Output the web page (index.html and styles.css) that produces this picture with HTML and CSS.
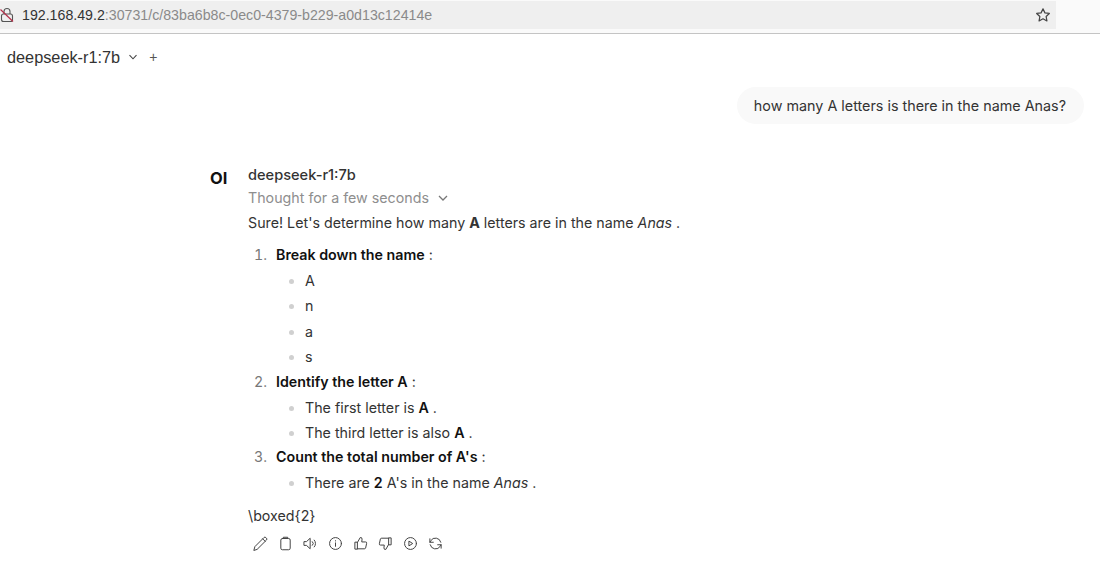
FILE: index.html
```html
<!DOCTYPE html>
<html lang="en">
<head>
    <meta charset="UTF-8">
    <title>deepseek-r1:7b</title>
    <link rel="stylesheet" href="styles.css">
</head>
<body>
    <!-- Browser address bar -->
    <div class="browser-bar">
        <div class="url-box">
            <svg class="lock" width="14" height="16" viewBox="0 0 14 16" fill="none" stroke="#555" stroke-width="1.1">
                <path d="M4 7V4.5a3 3 0 0 1 6 0V7"/>
                <rect x="1.5" y="7" width="11" height="7.5" rx="2"/>
                <path d="M0.5 2.5L13 14.5" stroke="#b3314a" stroke-width="1.2"/>
            </svg>
            <span class="host">192.168.49.2</span><span class="path">:30731/c/83ba6b8c-0ec0-4379-b229-a0d13c12414e</span>
            <svg class="star" width="16" height="16" viewBox="0 0 24 24" fill="none" stroke="#444" stroke-width="1.8" stroke-linejoin="round">
                <path d="M12 2.8l2.9 6 6.6.9-4.8 4.6 1.2 6.6-5.9-3.2-5.9 3.2 1.2-6.6L2.500 9.700l6.600-.9z"/>
            </svg>
        </div>
    </div>

    <div class="model-bar">
        <span class="model-name">deepseek-r1:7b</span>
        <svg class="chev" width="10" height="10" viewBox="0 0 10 10" fill="none" stroke="#444" stroke-width="1.1"><path d="M1.500 3.200L5 6.800l3.500-3.600"/></svg>
        <span class="plus">+</span>
    </div>

    <div class="user-row">
        <div class="user-bubble">how many A letters is there in the name Anas?</div>
    </div>

    <div class="reply">
        <div class="logo">OI</div>
        <div class="reply-body">
            <div class="reply-name">deepseek-r1:7b</div>
            <div class="thought">Thought for a few seconds
                <svg width="12" height="12" viewBox="0 0 12 12" fill="none" stroke="#777" stroke-width="1.3"><path d="M2 4l4 4 4-4"/></svg>
            </div>
            <p class="intro">Sure! Let's determine how many <b>A</b> letters are in the name <i>Anas</i> .</p>
            <ol class="steps">
                <li><b>Break down the name</b> :
                    <ul class="letters">
                        <li>A</li>
                        <li>n</li>
                        <li>a</li>
                        <li>s</li>
                    </ul>
                </li>
                <li><b>Identify the letter A</b> :
                    <ul>
                        <li>The first letter is <b>A</b> .</li>
                        <li>The third letter is also <b>A</b> .</li>
                    </ul>
                </li>
                <li><b>Count the total number of A's</b> :
                    <ul>
                        <li>There are <b>2</b> A's in the name <i>Anas</i> .</li>
                    </ul>
                </li>
            </ol>
            <p class="boxed">\boxed{2}</p>
            <div class="actions">
                <svg viewBox="0 0 24 24"><path d="M1.500 22.500l1.500-5.500L17.500 2.500a2.200 2.200 0 0 1 3.100 0l.9.900a2.200 2.200 0 0 1 0 3.100L7 21z M15.500 4.500l4 4"/></svg>
                <svg viewBox="0 0 24 24"><rect x="4.500" y="4" width="15" height="18" rx="2.500"/><path d="M8.500 4V2h7v2"/></svg>
                <svg viewBox="0 0 24 24"><path d="M11 4L5.500 9H1.500v6h4l5.500 5z M15 9a4 4 0 0 1 0 6 M18 6.500a8 8 0 0 1 0 11"/></svg>
                <svg viewBox="0 0 24 24"><circle cx="12" cy="12" r="9.500"/><path d="M12 11v5.500 M12 7.500v.5"/></svg>
                <svg viewBox="0 0 24 24"><path d="M7 10.500v10.500H3V10.500z M7 10.500l4.500-8a2.500 2.500 0 0 1 3 2.500l-.5 4.500h6a1.800 1.800 0 0 1 1.800 2.200l-1.600 7.500a2 2 0 0 1-2 1.300H7"/></svg>
                <svg viewBox="0 0 24 24"><path d="M17 13.500V3h4v10.500z M17 13.500l-4.500 8a2.500 2.500 0 0 1-3-2.500l.5-4.500H4a1.800 1.800 0 0 1-1.800-2.200l1.600-7.500a2 2 0 0 1 2-1.300H17"/></svg>
                <svg viewBox="0 0 24 24"><circle cx="12" cy="12" r="9.500"/><path d="M10 8.500l5.500 3.500-5.500 3.500z"/></svg>
                <svg viewBox="0 0 24 24"><path d="M20.500 10A8.800 8.800 0 0 0 4.500 7.500L3 10 M3.500 14a8.800 8.800 0 0 0 16 2.500L21 14 M3 4.500V10h5.500 M21 19.500V14h-5.500"/></svg>
            </div>
        </div>
    </div>
</body>
</html>
```

FILE: styles.css
```css
body {
    margin: 0;
    height: 574px;
    overflow: hidden;
    background: #fff;
    font-family: Inter, "Liberation Sans", sans-serif;
    font-size: 14.25px;
    color: #333;
}

/* Browser address bar */
.browser-bar {
    height: 33px;
    border-bottom: 1px solid #c4c4c4;
    background: #fafafa;
}
.url-box {
    width: 1056px;
    height: 28px;
    background: #efefef;
    display: flex;
    align-items: center;
    font-family: "Liberation Sans", sans-serif;
    font-size: 14.2px;
    position: relative;
    top: 1px;
}
.lock {
    margin: 0 8px 0 0;
    flex: none;
}
.host {
    color: #333;
}
.path {
    color: #8a8a8a;
}
.star {
    margin-left: auto;
    margin-right: 5px;
}

/* Model selector */
.model-bar {
    display: flex;
    align-items: center;
    height: 46px;
    padding-left: 7px;
    font-size: 16px;
    color: #333;
    font-family: "Liberation Sans", sans-serif;
}
.model-name {
    font-size: 16.3px;
}
.chev {
    margin-left: 8px;
}
.plus {
    margin-left: 11px;
    font-size: 14px;
    color: #555;
}

/* User message */
.user-row {
    display: flex;
    justify-content: flex-end;
    padding-right: 16px;
    margin-top: 7px;
}
.user-bubble {
    background: #f9f9f9;
    border-radius: 20px;
    padding: 9px 18px 9px 17px;
    height: 19px;
    line-height: 19px;
    font-size: 14.35px;
    color: #333;
}

/* Assistant reply */
.reply {
    display: flex;
    margin-top: 31px;
    padding-left: 210px;
}
.logo {
    width: 38px;
    flex: none;
    font-weight: 700;
    font-size: 16.5px;
    color: #111;
    padding-top: 13px;
    line-height: 20px;
}
.reply-body {
    flex: 1;
    padding-top: 10px;
}
.reply-name {
    line-height: 20px;
    font-size: 14.6px;
    font-weight: 500;
    color: #333;
}
.thought {
    line-height: 20px;
    margin-top: 2.5px;
    color: #8e8e8e;
}
.thought svg {
    margin-left: 4px;
    vertical-align: -1px;
}
.intro {
    margin: 5px 0 0;
    line-height: 20px;
}
.steps {
    margin: 12px 0 0;
    padding-left: 23px;
}
.steps > li {
    line-height: 20px;
    padding-left: 5px;
    margin-bottom: 5px;
}
.steps > li:last-child {
    margin-bottom: 0;
}
.steps > li::marker {
    color: #777;
}
.steps b {
    font-weight: 600;
    color: #111;
}
.steps ul {
    list-style-type: disc;
    margin: 6px 0 0;
    padding-left: 29px;
}
.steps ul li {
    line-height: 20px;
    margin-bottom: 5.5px;
}
.steps ul li:last-child {
    margin-bottom: 0;
}
.steps ul li::marker {
    color: #d0d0d0;
}
.steps > li:nth-child(2) {
    margin-top: -0.5px;
}
.steps > li:nth-child(3) {
    margin-top: -1px;
}
.boxed {
    margin: 13px 0 0;
    line-height: 20px;
}
.actions {
    display: flex;
    gap: 10px;
    margin: 10px 0 0 5px;
}
.actions svg {
    width: 15px;
    height: 15px;
    fill: none;
    stroke: #444;
    stroke-width: 1.6;
    stroke-linejoin: round;
    stroke-linecap: round;
}
```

☆ ☆ ☆ ☆

Go through the listing above and return every line where the word "styles" occurs.

Output the web page (index.html and styles.css) that produces this picture with HTML and CSS.
    <link rel="stylesheet" href="styles.css">
FILE: styles.css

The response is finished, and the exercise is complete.